Valery Ivanovich Jacobi (Russian: Валерий Иванович Якоби or Якобий; 15 May [O.S. 3May] 1834, Village Kudryakovo, Kazan Governorate, Russia - 13 May 1902, Nice, France) was a Russian painter[1] and an older brother of Pavel Jacobi (1842-1913), a notable revolutionary and ethnographer.[2][3]

Valery Jacobi was born to a family of an estate owner and started his education in the Kazan University, but broke his study to enlist in Russian Army[1] (Siberian Volunteer Corps[4]) during the Crimean War. In 1856 after retirement from the Army he decided to abandon his University study and pursue the artistic career instead.[1]

In 1856-1861 he studied at the Imperial Academy of Arts, receiving a small gold medal for his painting Serene holiday of a beggar (1860). In 1861 he paints his probably the most notable painting Prisoners Stopping Place. In 1861-1869 Jacobi travels to Europe by an Academy grant, visiting Germany, Switzerland, France and Italy.[1]

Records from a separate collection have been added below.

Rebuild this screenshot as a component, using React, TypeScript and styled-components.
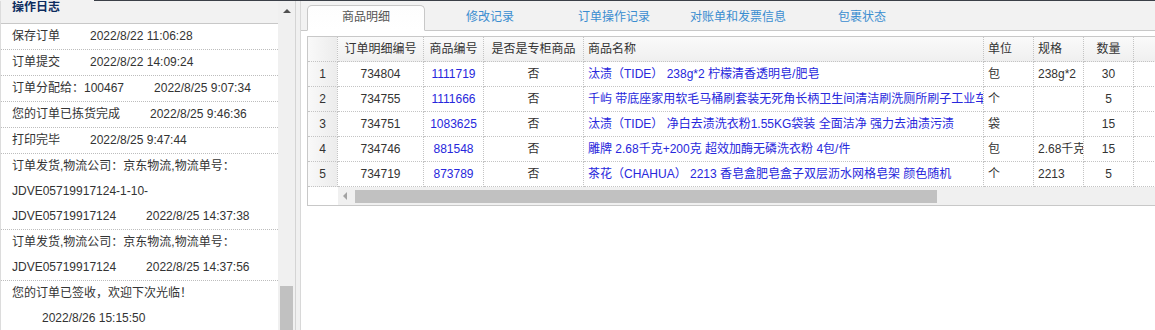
import styled, { createGlobalStyle } from "styled-components";

interface ILogItem {
  title: string;
  time: string;
}

interface IGoodsRow {
  detailNo: string;
  goodsNo: string;
  counter: string;
  name: string;
  unit: string;
  spec: string;
  qty: string;
}

const logs: ILogItem[] = [
  { title: "保存订单", time: "2022/8/22 11:06:28" },
  { title: "订单提交", time: "2022/8/22 14:09:24" },
  { title: "订单分配给：100467", time: "2022/8/25 9:07:34" },
  { title: "您的订单已拣货完成", time: "2022/8/25 9:46:36" },
  { title: "打印完毕", time: "2022/8/25 9:47:44" },
  {
    title: "订单发货,物流公司：京东物流,物流单号：JDVE05719917124-1-10-\nJDVE05719917124",
    time: "2022/8/25 14:37:38",
  },
  {
    title: "订单发货,物流公司：京东物流,物流单号：JDVE05719917124",
    time: "2022/8/25 14:37:56",
  },
  { title: "您的订单已签收，欢迎下次光临！", time: "2022/8/26 15:15:50" },
];

const goods: IGoodsRow[] = [
  {
    detailNo: "734804",
    goodsNo: "1111719",
    counter: "否",
    name: "汰渍（TIDE） 238g*2 柠檬清香透明皂/肥皂",
    unit: "包",
    spec: "238g*2",
    qty: "30",
  },
  {
    detailNo: "734755",
    goodsNo: "1111666",
    counter: "否",
    name: "千屿 带底座家用软毛马桶刷套装无死角长柄卫生间清洁刷洗厕所刷子工业车间",
    unit: "个",
    spec: "",
    qty: "5",
  },
  {
    detailNo: "734751",
    goodsNo: "1083625",
    counter: "否",
    name: "汰渍（TIDE） 净白去渍洗衣粉1.55KG袋装 全面洁净 强力去油渍污渍",
    unit: "袋",
    spec: "",
    qty: "15",
  },
  {
    detailNo: "734746",
    goodsNo: "881548",
    counter: "否",
    name: "雕牌 2.68千克+200克 超效加酶无磷洗衣粉 4包/件",
    unit: "包",
    spec: "2.68千克",
    qty: "15",
  },
  {
    detailNo: "734719",
    goodsNo: "873789",
    counter: "否",
    name: "茶花（CHAHUA） 2213 香皂盒肥皂盒子双层沥水网格皂架 颜色随机",
    unit: "个",
    spec: "2213",
    qty: "5",
  },
];

const tabs = ["商品明细", "修改记录", "订单操作记录", "对账单和发票信息", "包裹状态"];

const GlobalStyle = createGlobalStyle`
  html, body {
    margin: 0;
    padding: 0;
    background: #fff;
  }
  body {
    font-family: "Liberation Sans", Arial, "Noto Sans CJK SC", sans-serif;
    font-size: 12px;
    color: #333;
  }
  * {
    box-sizing: border-box;
  }
`;

const Page = styled.div`
  width: 1155px;
  height: 330px;
  overflow: hidden;
  display: flex;
  flex-direction: column;
  background: #f0f0f0;
`;

const TopEdge = styled.div`
  flex: none;
  height: 1px;
  display: flex;

  &::before {
    content: "";
    width: 94px;
    background: #f2f2f2;
  }
  &::after {
    content: "";
    flex: 1;
    background: #3b4048;
  }
`;

const Body = styled.div`
  flex: 1;
  min-height: 0;
  display: flex;
`;

const LogPanel = styled.aside`
  flex: none;
  width: 296px;
  display: flex;
  border-right: 1px solid #d4d4d4;
`;

const LogList = styled.div`
  width: 278px;
  overflow: hidden;
  background: #fff;
  border-left: 1px solid #dcdcdc;
`;

const LogHeader = styled.div`
  height: 23px;
  padding-left: 11px;
  background: #f2f2f2;
  border-bottom: 1px solid #c8c8c8;
  color: #0e2d5f;
  font-weight: bold;
  line-height: 12px;
`;

const LogRow = styled.div`
  padding: 0 24px 0 11px;
  line-height: 25px;
  white-space: pre-line;
  border-bottom: 1px dotted #bdbdbd;
`;

const LogTime = styled.span`
  display: inline-block;
  margin-left: 30px;
  white-space: nowrap;
`;

const VScroll = styled.div`
  width: 17px;
  display: flex;
  flex-direction: column;
  align-items: center;
  background: #f0f0f0;
`;

const UpArrow = styled.div`
  margin-top: 8px;
  width: 0;
  height: 0;
  border-left: 4px solid transparent;
  border-right: 4px solid transparent;
  border-bottom: 4px solid #505050;
`;

const VThumb = styled.div`
  margin-top: auto;
  width: 13px;
  height: 44px;
  background: #c1c1c1;
`;

const DetailPanel = styled.section`
  flex: 1;
  min-width: 0;
  margin-left: 4px;
  display: flex;
  flex-direction: column;
  overflow: hidden;
  background: #fff;
  border-left: 1px solid #d8d8d8;
`;

const TabBar = styled.div`
  flex: none;
  height: 30px;
  display: flex;
  align-items: flex-end;
  gap: 6px;
  padding-left: 6px;
  background: #f2f2f2;
  border-bottom: 1px solid #c8c8c8;
`;

const Tab = styled.div<{ $active?: boolean }>`
  flex: none;
  width: 118px;
  height: 26px;
  margin-bottom: -1px;
  line-height: 22px;
  text-align: center;
  border: 1px solid ${(p) => (p.$active ? "#c8c8c8" : "transparent")};
  border-bottom-color: ${(p) => (p.$active ? "#fff" : "transparent")};
  border-radius: 5px 5px 0 0;
  background: ${(p) => (p.$active ? "linear-gradient(#fdfdfd, #fff)" : "transparent")};
  color: ${(p) => (p.$active ? "#555" : "#3a8dd0")};
`;

const TabBody = styled.div`
  flex: 1;
  padding: 5px 0 0 6px;
`;

const Grid = styled.div`
  width: 908px;
  border: 1px solid #c8c8c8;
  background: #fff;
`;

const GridRow = styled.div<{ $head?: boolean }>`
  display: grid;
  grid-template-columns: 30px 86px 60px 100px 400px 50px 50px 50px 80px;
  height: 25px;
  background: ${(p) => (p.$head ? "linear-gradient(#fafafa, #efefef)" : "#fff")};
`;

const Cell = styled.div<{ $align?: "left" | "center"; $link?: boolean; $num?: boolean }>`
  height: 25px;
  padding: 0 4px;
  line-height: 24px;
  white-space: nowrap;
  overflow: hidden;
  text-align: ${(p) => p.$align || "left"};
  color: ${(p) => (p.$link ? "#2727dc" : "#333")};
  border-right: 1px dotted #c4c4c4;
  border-bottom: 1px dotted #c4c4c4;
  background: ${(p) => (p.$num ? "linear-gradient(to right, #f9f9f9, #ececec)" : "transparent")};
`;

const HScrollRow = styled.div`
  display: flex;
  height: 18px;
`;

const FrozenBlank = styled.div`
  width: 30px;
  background: #fff;
`;

const HTrack = styled.div`
  flex: 1;
  display: flex;
  align-items: center;
  background: #f0f0f0;
`;

const LeftArrow = styled.div`
  margin-left: 5px;
  width: 0;
  height: 0;
  border-top: 4px solid transparent;
  border-bottom: 4px solid transparent;
  border-right: 4px solid #a3a3a3;
`;

const HThumb = styled.div`
  margin-left: 8px;
  width: 582px;
  height: 13px;
  background: #c1c1c1;
`;

const App = () => {
  return (
    <>
      <GlobalStyle />
      <Page>
        <TopEdge />
        <Body>
          <LogPanel>
            <LogList>
              <LogHeader>操作日志</LogHeader>
              {logs.map((log, i) => (
                <LogRow key={i}>
                  {log.title}
                  <LogTime>{log.time}</LogTime>
                </LogRow>
              ))}
            </LogList>
            <VScroll>
              <UpArrow />
              <VThumb />
            </VScroll>
          </LogPanel>

          <DetailPanel>
            <TabBar>
              {tabs.map((t, i) => (
                <Tab key={t} $active={i === 0}>
                  {t}
                </Tab>
              ))}
            </TabBar>
            <TabBody>
              <Grid>
                <GridRow $head>
                  <Cell $num />
                  <Cell $align="center">订单明细编号</Cell>
                  <Cell $align="center">商品编号</Cell>
                  <Cell $align="center">是否是专柜商品</Cell>
                  <Cell>商品名称</Cell>
                  <Cell>单位</Cell>
                  <Cell>规格</Cell>
                  <Cell $align="center">数量</Cell>
                  <Cell />
                </GridRow>
                {goods.map((g, i) => (
                  <GridRow key={g.detailNo}>
                    <Cell $num $align="center">
                      {i + 1}
                    </Cell>
                    <Cell $align="center">{g.detailNo}</Cell>
                    <Cell $align="center" $link>
                      {g.goodsNo}
                    </Cell>
                    <Cell $align="center">{g.counter}</Cell>
                    <Cell $link>{g.name}</Cell>
                    <Cell>{g.unit}</Cell>
                    <Cell>{g.spec}</Cell>
                    <Cell $align="center">{g.qty}</Cell>
                    <Cell />
                  </GridRow>
                ))}
                <HScrollRow>
                  <FrozenBlank />
                  <HTrack>
                    <LeftArrow />
                    <HThumb />
                  </HTrack>
                </HScrollRow>
              </Grid>
            </TabBody>
          </DetailPanel>
        </Body>
      </Page>
    </>
  );
};

export default App;
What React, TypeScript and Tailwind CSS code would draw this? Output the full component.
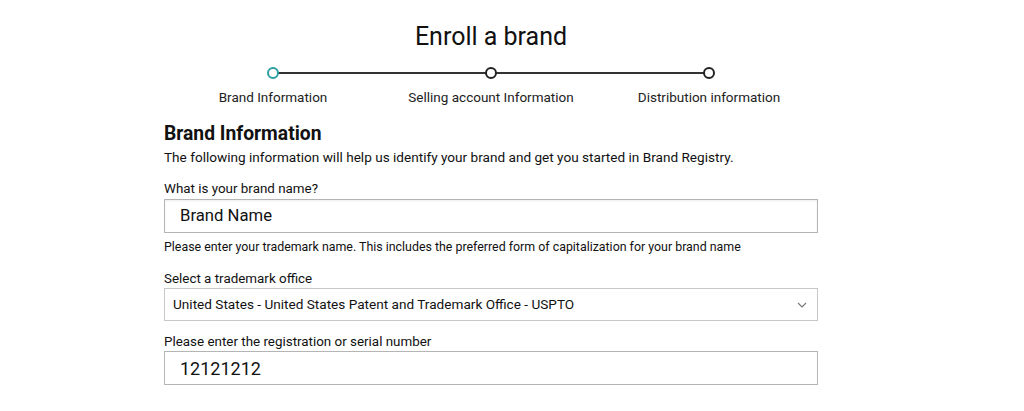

In 1870 Jacobi became one of the founding members of the Peredvizhniki art society. But in 1872 he was excluded for his failure to participate in a society exhibition[1] and the general disagreement with the ideals of the society.[4] Later he was considered a conservative, sceptical to the Peredvizhniki's ideas.

Jacobi was a member of the Imperial Academy of Arts since 1868, a professor since 1871, taught in the Academy in 1878-1889.[2] He lived mostly in Saint-Petersburg creating historical paintings like Jesters at the Court of Anna Ioanovna (1872), Ice Palace (1878), etc. His works were criticized as purely decorative, lacking substance.[4]

Jacobi died in Nice, France in 1902.